When I think about the future for my daughter I am caught up in such uncertainty that it makes my head spin. We are almost a year on from when we first had concerns about Harper’s development and things aren’t much clearer. She still can’t sit unaccompanied, she can’t feed herself, can’t talk, can’t crawl and, at 21 months, is still the equivalent of a 9 month old in most of her abilities, less in others. And don’t get me started on the lack of sleep… I think we have hit the low that follows the high of finally finding the right balance of medications to control her “complex” epilepsy. She is so much better than she was, she now tracks activity around the room, she smiles at her brother, she can sign that she wants her dummy, more food or a drink, she’s even briefly flirted with trying to say “more”. All of this has been a complete joy to behold, our tiny person finally coming out of her deep fog, a place she was lost in for far too long. The fact that she now laughs, raucously sometimes, at being tickled or someone sneezing or the Grand Old Duke of York and being jiggled around on someone’s knee is, for us, revolutionary but that hasn’t taken the underlying worry away.
What does this all mean for her future?

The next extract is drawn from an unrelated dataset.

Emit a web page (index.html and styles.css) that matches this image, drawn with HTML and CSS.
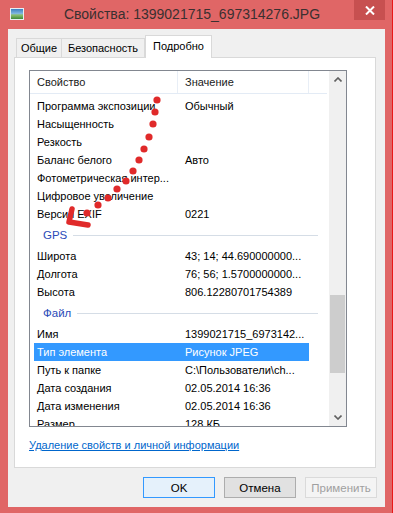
FILE: index.html
```html
<!DOCTYPE html>
<html>
<head>
  <meta charset="UTF-8">
  <link rel="stylesheet" href="styles.css">
</head>
<body>
  <div class="window">
    <div class="titlebar">
      <span class="app-icon"></span>
      <div class="title">Свойства: 1399021715_697314276.JPG</div>
      <div class="close-button">
        <svg width="10" height="9" viewBox="0 0 10 9"><path d="M1 0.5 L9 8.5 M9 0.5 L1 8.5" stroke="#fff" stroke-width="2"/></svg>
      </div>
    </div>

    <div class="client">
      <div class="tabs">
        <div class="tab">Общие</div>
        <div class="tab">Безопасность</div>
        <div class="tab active">Подробно</div>
      </div>

      <div class="panel">
        <div class="list-box">
          <div class="list-content">
            <div class="list-header">
              <div class="head-cell col-name">Свойство</div>
              <div class="head-cell col-value">Значение</div>
              <div class="head-cell col-rest"></div>
            </div>
            <div class="rows">
              <div class="row"><span class="cell-name">Программа экспозиции</span><span class="cell-value">Обычный</span></div>
              <div class="row"><span class="cell-name">Насыщенность</span><span class="cell-value"></span></div>
              <div class="row"><span class="cell-name">Резкость</span><span class="cell-value"></span></div>
              <div class="row"><span class="cell-name">Баланс белого</span><span class="cell-value">Авто</span></div>
              <div class="row"><span class="cell-name">Фотометрическая интер...</span><span class="cell-value"></span></div>
              <div class="row"><span class="cell-name">Цифровое увеличение</span><span class="cell-value"></span></div>
              <div class="row"><span class="cell-name">Версия EXIF</span><span class="cell-value">0221</span></div>
              <div class="group"><span class="group-title">GPS</span><span class="group-line"></span></div>
              <div class="row"><span class="cell-name">Широта</span><span class="cell-value">43; 14; 44.690000000...</span></div>
              <div class="row"><span class="cell-name">Долгота</span><span class="cell-value">76; 56; 1.5700000000...</span></div>
              <div class="row"><span class="cell-name">Высота</span><span class="cell-value">806.12280701754389</span></div>
              <div class="group"><span class="group-title">Файл</span><span class="group-line"></span></div>
              <div class="row"><span class="cell-name">Имя</span><span class="cell-value">1399021715_6973142...</span></div>
              <div class="row selected"><span class="cell-name">Тип элемента</span><span class="cell-value">Рисунок JPEG</span></div>
              <div class="row"><span class="cell-name">Путь к папке</span><span class="cell-value">C:\Пользователи\ch...</span></div>
              <div class="row"><span class="cell-name">Дата создания</span><span class="cell-value">02.05.2014 16:36</span></div>
              <div class="row"><span class="cell-name">Дата изменения</span><span class="cell-value">02.05.2014 16:36</span></div>
              <div class="row"><span class="cell-name">Размер</span><span class="cell-value">128 КБ</span></div>
            </div>
          </div>
          <div class="scrollbar">
            <div class="scroll-arrow">
              <svg width="8" height="5" viewBox="0 0 8 5"><path d="M0.5 4.5 L4 1 L7.5 4.5" fill="none" stroke="#606060" stroke-width="1.6"/></svg>
            </div>
            <div class="scroll-track"><div class="scroll-thumb"></div></div>
            <div class="scroll-arrow">
              <svg width="8" height="5" viewBox="0 0 8 5"><path d="M0.5 0.5 L4 4 L7.5 0.5" fill="none" stroke="#606060" stroke-width="1.6"/></svg>
            </div>
          </div>
        </div>
        <a href="#" class="remove-link">Удаление свойств и личной информации</a>
      </div>

      <div class="button-group">
        <button class="default">OK</button>
        <button>Отмена</button>
        <button disabled>Применить</button>
      </div>
    </div>
  </div>

  <!-- hand drawn red arrow over the list -->
  <svg class="annotation" width="393" height="513" viewBox="0 0 393 513">
    <g fill="#e02a2a">
      <circle cx="157" cy="100" r="3.6"/>
      <circle cx="155" cy="112" r="3.6"/>
      <circle cx="153" cy="124" r="3.6"/>
      <circle cx="149" cy="137" r="3.6"/>
      <circle cx="144" cy="149" r="3.6"/>
      <circle cx="139" cy="160" r="3.6"/>
      <circle cx="133" cy="171" r="3.6"/>
      <circle cx="126" cy="181" r="3.6"/>
      <circle cx="117" cy="189" r="3.6"/>
      <circle cx="108" cy="198" r="3.6"/>
      <circle cx="98" cy="205" r="3.6"/>
      <circle cx="87" cy="213" r="3.6"/>
    </g>
    <path d="M72 209 L69 222 L88 225" fill="none" stroke="#e02a2a" stroke-width="5.5" stroke-linecap="round" stroke-linejoin="round"/>
  </svg>
</body>
</html>
```

FILE: styles.css
```css
body {
  margin: 0;
  width: 393px;
  height: 513px;
  overflow: hidden;
  background-color: #e06666;
  font-family: "Liberation Sans", Arial, sans-serif;
  font-size: 11px;
  color: #000;
  position: relative;
}

.window {
  display: flex;
  flex-direction: column;
  height: 513px;
  border-right: 1px solid #e81818;
  box-sizing: border-box;
}

/* Title bar */
.titlebar {
  display: flex;
  align-items: flex-start;
  height: 29px;
}

.app-icon {
  width: 12px;
  height: 10px;
  margin: 8px 0 0 10px;
  border: 1px solid #e8eef2;
  background: linear-gradient(to bottom, #3b7fc0 0%, #7fb6de 45%, #8cc070 60%, #3f8a3a 100%);
}

.title {
  flex: 1;
  text-align: center;
  font-size: 14px;
  color: #3a3030;
  padding-top: 6px;
  padding-left: 6px;
}

.close-button {
  width: 31px;
  height: 20px;
  margin-right: 7px;
  background-color: #c75050;
  display: flex;
  align-items: center;
  justify-content: center;
}

/* Client area */
.client {
  margin: 0 7px 0 8px;
  height: 478px;
  background-color: #f0f0f0;
  padding-top: 6px;
  box-sizing: border-box;
}

.tabs {
  display: flex;
  align-items: flex-end;
  padding-left: 8px;
  height: 22px;
  position: relative;
  z-index: 1;
}

.tab {
  height: 19px;
  line-height: 19px;
  text-align: center;
  border: 1px solid #d9d9d9;
  border-bottom: none;
  background-color: #f0f0f0;
  box-sizing: border-box;
}

.tab + .tab {
  border-left: none;
}

.tab:first-child {
  width: 46px;
}

.tab:nth-child(2) {
  width: 83px;
}

.tab.active {
  width: 67px;
  height: 23px;
  line-height: 21px;
  background-color: #fff;
  border-left: 1px solid #d9d9d9;
  margin-bottom: -1px;
}

.panel {
  margin-left: 6px;
  width: 362px;
  height: 411px;
  border: 1px solid #d9d9d9;
  background-color: #fff;
  box-sizing: border-box;
  padding: 12px 0 0 14px;
}

/* Details list */
.list-box {
  display: flex;
  width: 318px;
  height: 357px;
  border: 1px solid #828790;
  box-sizing: border-box;
}

.list-content {
  width: 299px;
  overflow: hidden;
}

.list-header {
  display: flex;
  height: 23px;
  border-bottom: 1px solid #e3ebf5;
  box-sizing: border-box;
  margin-right: 2px;
}

.head-cell {
  line-height: 22px;
  padding-left: 7px;
  color: #1a1a1a;
  box-sizing: border-box;
}

.head-cell.col-name {
  width: 148px;
  border-right: 1px solid #e8eef6;
}

.head-cell.col-value {
  width: 131px;
  border-right: 1px solid #e8eef6;
}

.head-cell.col-rest {
  flex: 1;
}

.rows {
  padding-top: 3px;
}

.row {
  display: flex;
  height: 18px;
  line-height: 18px;
  margin-left: 4px;
  width: 275px;
  white-space: nowrap;
}

.row.selected {
  background-color: #3399ff;
  color: #fff;
}

.cell-name {
  width: 144px;
  padding-left: 3px;
  box-sizing: border-box;
}

.cell-value {
  flex: 1;
  padding-left: 7px;
}

.group {
  display: flex;
  align-items: center;
  height: 24px;
  margin-left: 4px;
  width: 284px;
}

.group-title {
  padding-left: 9px;
  color: #2a4bb8;
  font-size: 11.5px;
}

.group-line {
  flex: 1;
  height: 1px;
  margin-left: 6px;
  background-color: #d5dde6;
}

/* Scroll bar */
.scrollbar {
  width: 17px;
  display: flex;
  flex-direction: column;
  background-color: #f0f0f0;
}

.scroll-arrow {
  height: 17px;
  display: flex;
  align-items: center;
  justify-content: center;
}

.scroll-track {
  flex: 1;
}

.scroll-thumb {
  margin: 207px 1px 0 1px;
  height: 78px;
  background-color: #cdcdcd;
}

.remove-link {
  display: inline-block;
  margin-top: 11px;
  color: #0066cc;
  text-decoration: underline;
  line-height: 14px;
}

/* Buttons */
.button-group {
  display: flex;
  justify-content: flex-end;
  gap: 9px;
  padding-right: 8px;
  margin-top: 9px;
}

button {
  width: 72px;
  height: 21px;
  padding: 0;
  font-family: "Liberation Sans", Arial, sans-serif;
  font-size: 11.5px;
  color: #000;
  background-color: #e1e1e1;
  border: 1px solid #adadad;
}

button.default {
  border-color: #3399ff;
  background-color: #e5f1fb;
}

button:disabled {
  color: #a0a0a0;
  background-color: #f4f4f4;
  border-color: #dadada;
}

.annotation {
  position: absolute;
  left: 0;
  top: 0;
  pointer-events: none;
}
```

You know that underlying worry we are all experiencing at the moment? What will Brexit mean for the UK? What will it mean for the thousands of citizens living here, two of whom are married to my siblings, many of whom are our close friends and colleagues? What the hell is Trump going to do next? How long before he causes WWIII? All those underlying concerns, as much as they concern us too, pale next to this worry. What if my beautiful girl never learns to walk? What if she can’t communicate? What if my son never gets to play with her, as he imagined he would, as he puts it to “share my toys with her when she’s big enough”? What if all those images of her future and everything that could be possible for her is smashed into tiny pieces when we finally know her prognosis? How will we cope? We will cope. It is simple. We will deal with whatever life throws at us and we will love her vehemently with every ounce of our beings. But it’s the not knowing that’s the hardest part. Each time we visit the phenomenal team of specialists at the hospital we are met with more negative or inconclusive test results. The more tests that come back without an answer the more rare and complex her condition could be. I spend my time, as a mother of two, around a lot of other families, I delight in the development of close friend’s children and I love to see them playing (read: scrapping) together and I wish nothing but the best for those around us. But there is something so hard about watching them do the simplest of things – eating a tangerine while standing on a kitchen bench and smearing sticky hands across the tiles – I know not many would see the joy in that but its only when you can’t see your child doing things and you don’t know if they ever will that it strikes a chord.
I feel so grateful for my children, don’t get me wrong; I am so lucky to have the opportunity, not only physically but financially, to be raising a family that I feel guilty for wanting it all. Most days I get on fine with it but some days, some weeks, are much harder than others and I just come out the other end thinking “why us?” My daughter is happy and loved and I should be grateful for that, but there is a natural urge to want the very best for your children, to want to do everything you can possibly do to give them the very best opportunities in life and I feel like I am helpless when it comes to her future. I am so thankful for the support I have around me, the wonderful mothers and friends I have who help me stay sane, my amazing husband and “wife” (we have a friend living with us as an au pair, who is just a lifesaver), my hilarious 4 year old and for my beautiful baby girl. I have met some amazing parents in the last year too, who are struggling with the same things we are, who are so strong and brave and amazing every day, they help me know that I too can deal with this.
At best Harper will be completely healthy and “normal” when she’s older, albeit always on some form of medication for her epilepsy, at worst her condition could mean life long care without the ability to do anything for herself. That doesn’t mean to say she won’t be happy, that we won’t live a full and happy life. It’s just a lot to deal with when the answers are not forthcoming and we don’t know when we will get them. Living in limbo is almost the worst bit but for now that’s where we are and, some days, it’s just totally shit.